Cio-Cio San was performed by Pippa Moore, a beautiful dancer whom I already admired greatly. Yesterday she soared even higher in my esteem and affection. How she delighted us with her ecstatic jumps as she anticipated the return of her husband. How she mimicked his salutes and handshakes much to the amusement of Suzuki danced by Luisa Rocco. How she punished Goro (Matthew Koon) with nicks from her fan for his temerity in presenting another suitor. How we suffered with her at her final betrayal when she was forced to confront Kate Pinkerton (Lucia Solari) after the cowardly Lieutenant had disappeared unable to face her.

Pinkerton was danced by Kelley McKinlay, a guest artist from Canada. He performed that role well. Dashing and swaggering in the opening scenes as he wooed Cio-Cio but faltering and weak in the last as he left it to his wife to snatch their son from her. Kevin Poeung and Isaac Lee-Baker were Pinkerton's brother officers, lads on the town in a foreign port having the time of their lives. Ashley Dixon danced Sharpless, the consul with a conscience. Hironeo Takahashi danced the menacing Shinto priest Bonze and the hapless suitor Yamadori.

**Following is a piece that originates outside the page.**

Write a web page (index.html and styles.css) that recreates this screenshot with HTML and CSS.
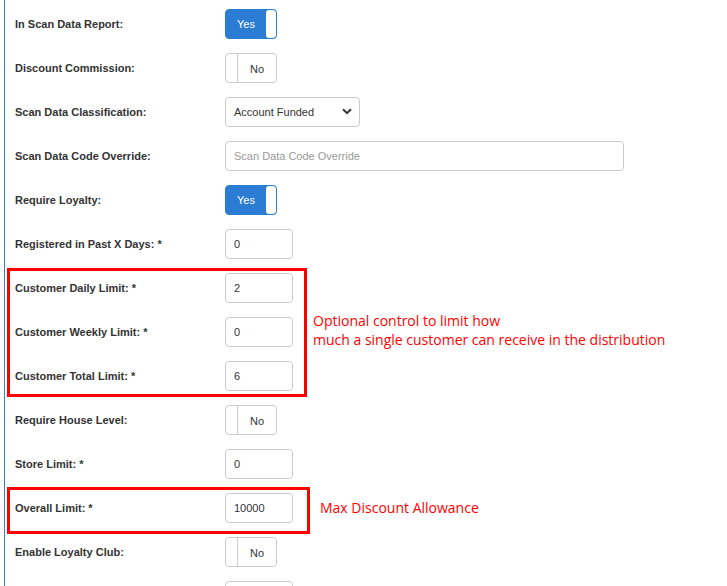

John Logstaff's orchestration  of Puccini's music was very successful. All the well known and well loved tunes were there. The score was opened and closed with what I assume to be traditional Japanese music. The voice that accompanied Cio-Cio's preparation for her ritual suicide was haunting and chilling but also strangely beautiful. The set designs - particularly the massive orb and the icons - were impressive as was Alistair West's lighting.

Other Reviews

Vera Liber   Madame Butterfly with Perpetuum Mobile British Theatre Guide


  1. I've just got back home from seeing it. Amazing, wonderful, powerful, stunning. A full house, kabuki, and the best death scene I've seen on stage.